The European Committee of Social Rights (ECSR) published today its findings 2018 on the follow-up given by 8 States (Belgium, Bulgaria, Finland, France, Greece, Ireland, Italy and Portugal) to decisions in the collective complaints procedure.
It says that none of the five issues on which the committee found against Ireland in December 2015 on Traveller accommodation have been fully addressed.
Evictions without care to Traveller welfare
These were poor provision of Traveller accommodation; many sites being in “an inadequate condition”; Travellers facing eviction having “inadequate safeguards” under the Criminal Justice Act 1994; the Housing Act 1992 also providing deficient protections; and evictions being carried out without enough care as to Travellers’ welfare.
Substantial deficiency – Traveller sites in poor condition
The report says that while there has been “progress in the provision of accommodation for Travellers . . . there is still a substantial deficiency” as “a number of sites are in poor condition, lack maintenance and are badly located”.
“The legislation permitting evictions fails to provide for consultation with those to be affected, reasonable notice of and information on the eviction,” the report says. “Nor does all the legislation require the provisions of alternative or adequate legal remedies . . . There is no legal aid for those threatened with eviction.”
Carrickmines – shocking illustration of discriminatory barriers
The Irish Human Rights and Equality Commission reporting to the European Committee of Social Rights updated on the Carrickmines situation and said of the 2015 fire that took 10 lives that ‘this tragic event is a shocking illustration of the discriminatory barriers that members of the Traveller community experience in accessing appropriate accommodation, over and above those experienced by the rest of society.”
The European report refers to two court cases supported by the Irish Human Rights and Equality Commission taken in 2017 in Donegal and Clare.

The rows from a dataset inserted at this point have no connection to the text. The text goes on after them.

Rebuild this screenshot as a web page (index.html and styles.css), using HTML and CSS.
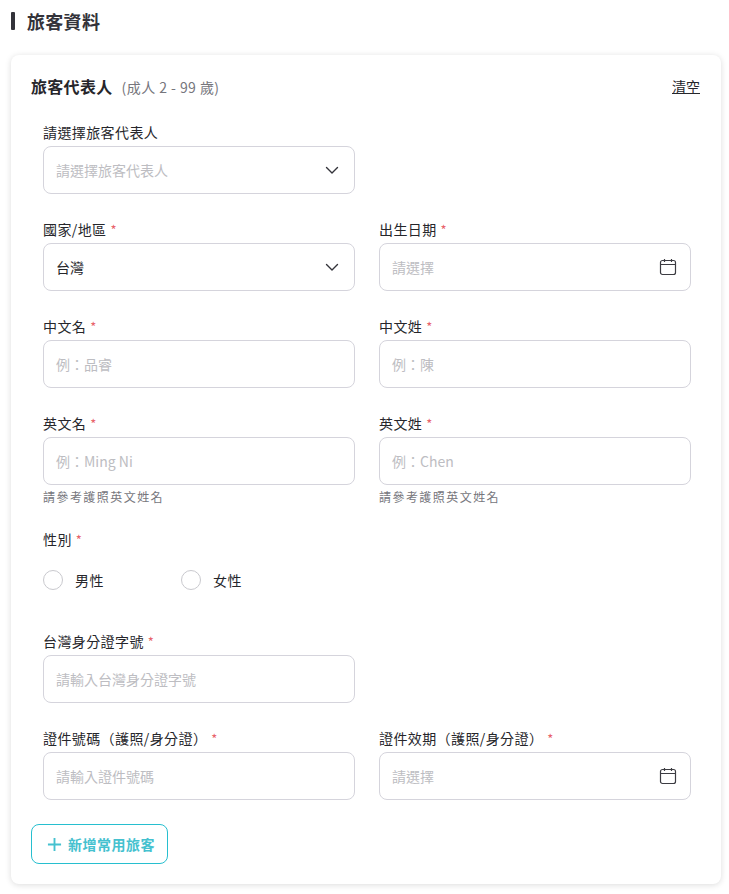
FILE: index.html
```html
<!DOCTYPE html>
<html lang="zh-Hant">
<head>
  <meta charset="UTF-8" />
  <meta name="viewport" content="width=device-width, initial-scale=1.0"/>
  <title>旅客資料</title>
  <link rel="stylesheet" href="styles.css">
</head>
<body>

<svg width="0" height="0" class="icon-defs">
  <symbol id="icon-chevron" viewBox="0 0 16 16">
    <path d="M2.5 5.5 8 11l5.5-5.5" fill="none" stroke="currentColor" stroke-width="1.4" stroke-linecap="round" stroke-linejoin="round"/>
  </symbol>
  <symbol id="icon-calendar" viewBox="0 0 18 18">
    <rect x="1.5" y="2.5" width="15" height="14" rx="2" fill="none" stroke="currentColor" stroke-width="1.2"/>
    <path d="M1.5 6.5h15M5.5 1v3M12.5 1v3" fill="none" stroke="currentColor" stroke-width="1.2"/>
  </symbol>
</svg>

<h2 class="section-title">旅客資料</h2>

<div class="card">
  <div class="card-header">
    <div class="card-title">旅客代表人<span class="card-sub">(成人 2 - 99 歲)</span></div>
    <a class="clear-link" href="#">清空</a>
  </div>

  <div class="form-grid">
    <div class="field">
      <label class="field-label">請選擇旅客代表人</label>
      <div class="input-box">
        <span class="placeholder">請選擇旅客代表人</span>
        <svg class="icon-chevron"><use href="#icon-chevron"/></svg>
      </div>
    </div>
    <div class="field"></div>

    <div class="field">
      <label class="field-label">國家/地區<span class="req">*</span></label>
      <div class="input-box">
        <span class="value">台灣</span>
        <svg class="icon-chevron"><use href="#icon-chevron"/></svg>
      </div>
    </div>
    <div class="field">
      <label class="field-label">出生日期<span class="req">*</span></label>
      <div class="input-box">
        <span class="placeholder">請選擇</span>
        <svg class="icon-calendar"><use href="#icon-calendar"/></svg>
      </div>
    </div>

    <div class="field">
      <label class="field-label">中文名<span class="req">*</span></label>
      <div class="input-box"><span class="placeholder">例：品睿</span></div>
    </div>
    <div class="field">
      <label class="field-label">中文姓<span class="req">*</span></label>
      <div class="input-box"><span class="placeholder">例：陳</span></div>
    </div>

    <div class="field has-hint">
      <label class="field-label">英文名<span class="req">*</span></label>
      <div class="input-box"><span class="placeholder">例：Ming Ni</span></div>
      <div class="hint">請參考護照英文姓名</div>
    </div>
    <div class="field has-hint">
      <label class="field-label">英文姓<span class="req">*</span></label>
      <div class="input-box"><span class="placeholder">例：Chen</span></div>
      <div class="hint">請參考護照英文姓名</div>
    </div>

    <div class="field gender-field">
      <label class="field-label">性別<span class="req">*</span></label>
      <div class="radio-row">
        <label class="radio"><span class="radio-dot"></span>男性</label>
        <label class="radio"><span class="radio-dot"></span>女性</label>
      </div>
    </div>
    <div class="field"></div>

    <div class="field">
      <label class="field-label">台灣身分證字號<span class="req">*</span></label>
      <div class="input-box"><span class="placeholder">請輸入台灣身分證字號</span></div>
    </div>
    <div class="field"></div>

    <div class="field">
      <label class="field-label">證件號碼（護照/身分證）<span class="req">*</span></label>
      <div class="input-box"><span class="placeholder">請輸入證件號碼</span></div>
    </div>
    <div class="field">
      <label class="field-label">證件效期（護照/身分證）<span class="req">*</span></label>
      <div class="input-box">
        <span class="placeholder">請選擇</span>
        <svg class="icon-calendar"><use href="#icon-calendar"/></svg>
      </div>
    </div>
  </div>

  <button class="add-btn" type="button">
    <svg class="icon-plus" viewBox="0 0 16 16"><path d="M8 1v14M1 8h14" fill="none" stroke="currentColor" stroke-width="2"/></svg>
    新增常用旅客
  </button>
</div>

</body>
</html>
```

FILE: styles.css
```css
body {
  margin: 0;
  padding: 0 8px 10px 11px;
  font-family: "Noto Sans CJK TC", "Noto Sans", sans-serif;
  background-color: #fff;
  color: #26262b;
}

.icon-defs {
  position: absolute;
}

.section-title {
  margin: 0;
  height: 55px;
  padding-left: 16px;
  font-size: 18px;
  line-height: 43px;
  font-weight: 700;
  letter-spacing: 0.3px;
  color: #33333a;
  position: relative;
}

.section-title::before {
  content: "";
  position: absolute;
  left: 0;
  top: 12px;
  width: 4px;
  height: 18px;
  border-radius: 1px;
  background-color: #33333a;
}

.card {
  background: #fff;
  border-radius: 8px;
  box-shadow: 0 1px 6px rgba(0, 0, 0, 0.14);
  padding: 20px;
  height: 829px;
  box-sizing: border-box;
}

.card-header {
  display: flex;
  justify-content: space-between;
  align-items: center;
  height: 22px;
  margin-bottom: 24px;
  padding-right: 1px;
}

.card-title {
  font-size: 16px;
  font-weight: 700;
  letter-spacing: 0.3px;
  color: #26262b;
}

.card-sub {
  margin-left: 9px;
  font-size: 14px;
  font-weight: 400;
  letter-spacing: 0.45px;
  color: #76767c;
}

.clear-link {
  font-size: 14px;
  color: #26262b;
  text-decoration: underline;
}

.form-grid {
  display: grid;
  grid-template-columns: 312px 312px;
  column-gap: 24px;
  padding-left: 12px;
}

.field {
  height: 97px;
}

.has-hint {
  height: 116px;
}

.gender-field {
  height: 102px;
}

.field-label {
  display: block;
  height: 25px;
  font-size: 14px;
  line-height: 23px;
  letter-spacing: 0.4px;
  color: #26262b;
}

.req {
  margin-left: 4px;
  font-size: 13px;
  color: #e8636a;
}

.input-box {
  display: flex;
  justify-content: space-between;
  align-items: center;
  box-sizing: border-box;
  height: 48px;
  padding: 0 12px;
  border: 1px solid #d5d4dc;
  border-radius: 8px;
  font-size: 14px;
}

.placeholder {
  color: #bdbdc2;
}

.value {
  color: #26262b;
}

.icon-chevron {
  width: 16px;
  height: 16px;
  margin-right: 2px;
  color: #33333a;
}

.icon-calendar {
  width: 18px;
  height: 18px;
  margin-right: 1px;
  color: #3c3c42;
}

.hint {
  margin-top: 3px;
  font-size: 12px;
  line-height: 18px;
  letter-spacing: 1.45px;
  color: #76767c;
}

.radio-row {
  display: flex;
  margin-top: 17px;
}

.radio {
  display: flex;
  align-items: center;
  width: 138px;
  font-size: 14px;
  letter-spacing: 0.4px;
  color: #26262b;
}

.radio-dot {
  box-sizing: border-box;
  width: 20px;
  height: 20px;
  margin-right: 12px;
  border: 1px solid #c9c9ce;
  border-radius: 50%;
}

.add-btn {
  display: flex;
  align-items: center;
  height: 40px;
  padding: 0 12px 0 15px;
  background: #fff;
  border: 1px solid #27bfcf;
  border-radius: 8px;
  font-family: inherit;
  font-size: 14px;
  font-weight: 700;
  letter-spacing: 0.5px;
  color: #45c1cf;
  cursor: pointer;
}

.icon-plus {
  width: 15px;
  height: 15px;
  margin-right: 6px;
}
```
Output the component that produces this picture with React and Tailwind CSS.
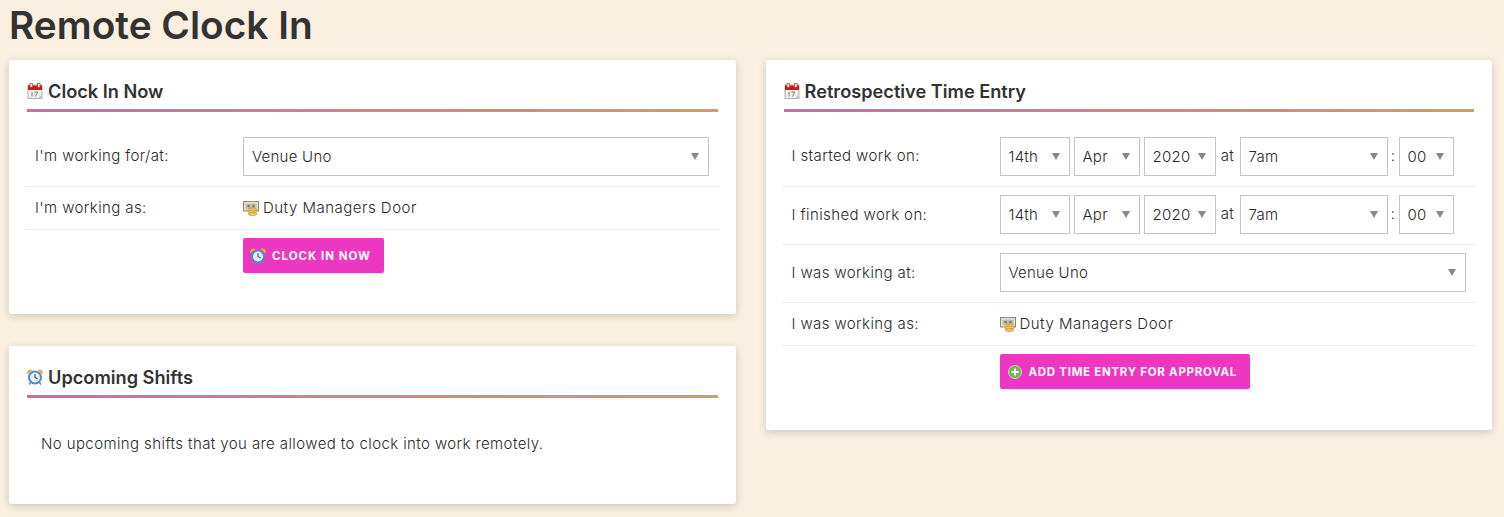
import React from "react";

const CalendarIcon = () => (
	<svg width="16" height="16" viewBox="0 0 16 16" className="shrink-0">
		<rect x="1" y="2" width="14" height="13.500" fill="#efefef" stroke="#b0b0b0" strokeWidth="1" />
		<rect x="1" y="2.500" width="14" height="4.500" fill="#dc1414" />
		<rect x="3" y="0.500" width="2.500" height="4" fill="#e8e8e8" stroke="#7a1a1a" strokeWidth="0.500" />
		<rect x="10.500" y="0.500" width="2.500" height="4" fill="#e8e8e8" stroke="#7a1a1a" strokeWidth="0.500" />
		<path d="M5 9v4.500M7.500 9h3l-2 4.500" fill="none" stroke="#808080" strokeWidth="1" />
		<path d="M11 15.500l4-4v4z" fill="#c4c4c4" />
	</svg>
);

const ClockIcon = () => (
	<svg width="16" height="16" viewBox="0 0 16 16" className="shrink-0">
		<path d="M0.500 5.500a3.500 3.500 0 0 1 5-4.500zM15.500 5.500a3.500 3.500 0 0 0-5-4.500z" fill="#f2a838" />
		<path d="M3.500 13.500l-1.500 2M12.500 13.500l1.500 2" stroke="#808080" strokeWidth="1.300" />
		<circle cx="8" cy="8.500" r="7" fill="#4b8ccc" />
		<circle cx="8" cy="8.500" r="5" fill="#e6f0fa" />
		<path d="M8 5v3.500l2.500 1.500" fill="none" stroke="#34526e" strokeWidth="1.100" />
	</svg>
);

const MoneyIcon = () => (
	<svg width="16" height="16" viewBox="0 0 16 16" className="shrink-0">
		<rect x="0.500" y="1.500" width="15" height="9.500" fill="#e6e0d0" stroke="#8f8978" />
		<rect x="2.500" y="3.500" width="11" height="5.500" fill="#c6bfaa" />
		<circle cx="5.500" cy="6" r="1.300" fill="#7d7768" />
		<circle cx="10.500" cy="6" r="1.300" fill="#7d7768" />
		<ellipse cx="9.500" cy="9.500" rx="4.500" ry="1.600" fill="#f0c860" stroke="#a97f22" strokeWidth="0.500" />
		<ellipse cx="9.500" cy="11.700" rx="4.500" ry="1.600" fill="#f0c860" stroke="#a97f22" strokeWidth="0.500" />
		<ellipse cx="9.500" cy="13.900" rx="4.500" ry="1.600" fill="#f0c860" stroke="#a97f22" strokeWidth="0.500" />
	</svg>
);

const PlusIcon = () => (
	<svg width="14" height="14" viewBox="0 0 14 14" className="shrink-0">
		<circle cx="7" cy="7" r="6.500" fill="#6fb55a" stroke="#d6ead0" strokeWidth="0.800" />
		<path d="M7 3.500v7M3.500 7h7" stroke="#ffffff" strokeWidth="2" />
	</svg>
);

const Select = ({ value, className }) => (
	<div className={`h-[39px] flex items-center justify-between border border-[#c4c4c4] bg-white pl-[8px] pr-[9px] shrink-0 tracking-[0.25px] ${className}`}>
		<span className="pt-[1px]">{value}</span>
		<span className="w-0 h-0 border-x-[4px] border-x-transparent border-t-[7px] border-t-[#888888]" />
	</div>
);

const DateTime = () => (
	<div className="flex items-center">
		<Select value="14th" className="w-[70px]" />
		<Select value="Apr" className="w-[66px] ml-[4px]" />
		<Select value="2020" className="w-[72px] ml-[4px]" />
		<span className="w-[24px] text-center">at</span>
		<Select value="7am" className="w-[148px]" />
		<span className="w-[11px] text-center">:</span>
		<Select value="00" className="w-[55px]" />
	</div>
);

const Row = ({ label, children, last, className = "", valueClass = "" }) => (
	<div className={`flex items-center pl-[10px] ${last ? "" : "border-b border-[#eeeeee]"} ${className}`}>
		<div className="w-[208px] shrink-0">{label}</div>
		<div className={`flex-1 ${valueClass}`}>{children}</div>
	</div>
);

const Card = ({ icon, title, children, className = "" }) => (
	<section className={`bg-white rounded-[3px] shadow-[0_2px_8px_rgba(0,0,0,0.18)] px-[18px] ${className}`}>
		<h2 className="flex items-center gap-[5px] h-[49px] pt-[13px] text-[18.2px] leading-none font-semibold text-[#333333] tracking-normal">
			{icon}
			{title}
		</h2>
		<div className="h-[3px] bg-gradient-to-r from-[#c86ca6] to-[#d09c68]" />
		{children}
	</section>
);

const Duty = () => (
	<div className="flex items-center gap-[4px] tracking-[0.5px]">
		<MoneyIcon />
		Duty Managers Door
	</div>
);

const Button = ({ icon, label, className }) => (
	<button className={`h-[35px] flex items-center rounded-[2px] bg-[#ee37c1] text-white text-[11.5px] font-bold uppercase ${className}`}>
		{icon}
		<span className="pt-[3px]">{label}</span>
	</button>
);

export default function App() {
	return (
		<div className="min-h-[517px] bg-[#faf0e1] pl-[9px] pr-[12px] overflow-hidden text-[15px] tracking-[0.4px] font-[350] text-[#2a2a2a] font-['Inter',sans-serif]">
			<h1 className="h-[60px] pt-[2px] text-[38.8px] leading-[46px] font-semibold text-[#333333] tracking-normal">Remote Clock In</h1>
			<div className="grid grid-cols-2 gap-x-[30px] items-start">
				<div className="flex flex-col gap-[32px]">
					<Card icon={<CalendarIcon />} title="Clock In Now" className="h-[254px]">
						<div className="-mx-[2px] mt-[15px]">
							<Row label="I'm working for/at:" className="h-[60px]">
								<Select value="Venue Uno" className="w-[466px]" />
							</Row>
							<Row label="I'm working as:" className="h-[43px]">
								<Duty />
							</Row>
							<Row last className="pt-[8px]">
								<Button icon={<ClockIcon />} label="Clock In Now" className="w-[141px] pl-[7px] gap-[6px] tracking-[1px]" />
							</Row>
						</div>
					</Card>
					<Card icon={<ClockIcon />} title="Upcoming Shifts" className="h-[158px]">
						<p className="pl-[14px] pt-[35px]">No upcoming shifts that you are allowed to clock into work remotely.</p>
					</Card>
				</div>
				<Card icon={<CalendarIcon />} title="Retrospective Time Entry" className="h-[370px]">
					<div className="-mx-[2px] mt-[15px]">
						<Row label="I started work on:" className="h-[60px]">
							<DateTime />
						</Row>
						<Row label="I finished work on:" className="h-[58px]" valueClass="mb-[2px]">
							<DateTime />
						</Row>
						<Row label="I was working at:" className="h-[58px]" valueClass="mb-[2px]">
							<Select value="Venue Uno" className="w-[466px]" />
						</Row>
						<Row label="I was working as:" className="h-[43px]">
							<Duty />
						</Row>
						<Row last className="pt-[8px]">
							<Button icon={<PlusIcon />} label="Add Time Entry For Approval" className="w-[250px] pl-[8px] gap-[7px] tracking-[0.72px]" />
						</Row>
					</div>
				</Card>
			</div>
		</div>
	);
}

In Clare the family, including nine children, had been living in unhealthy accommodation circumstances for three years, including rat and insect infestation, and sewage seepage around their home.
In 2017 the Commission represented a Donegal Traveller family, including two children with serious medical needs, living without basic facilities, including running water. Outcomes are still awaited in these two cases.
This week’s report also refers to living conditions at the Spring Lane site in Cork, which formed part of the original legal action – where they say 31
families, comprising 126 people, 59 of whom are under the age of 12 years’, continue to reside in ten bays in cramped conditions on the site.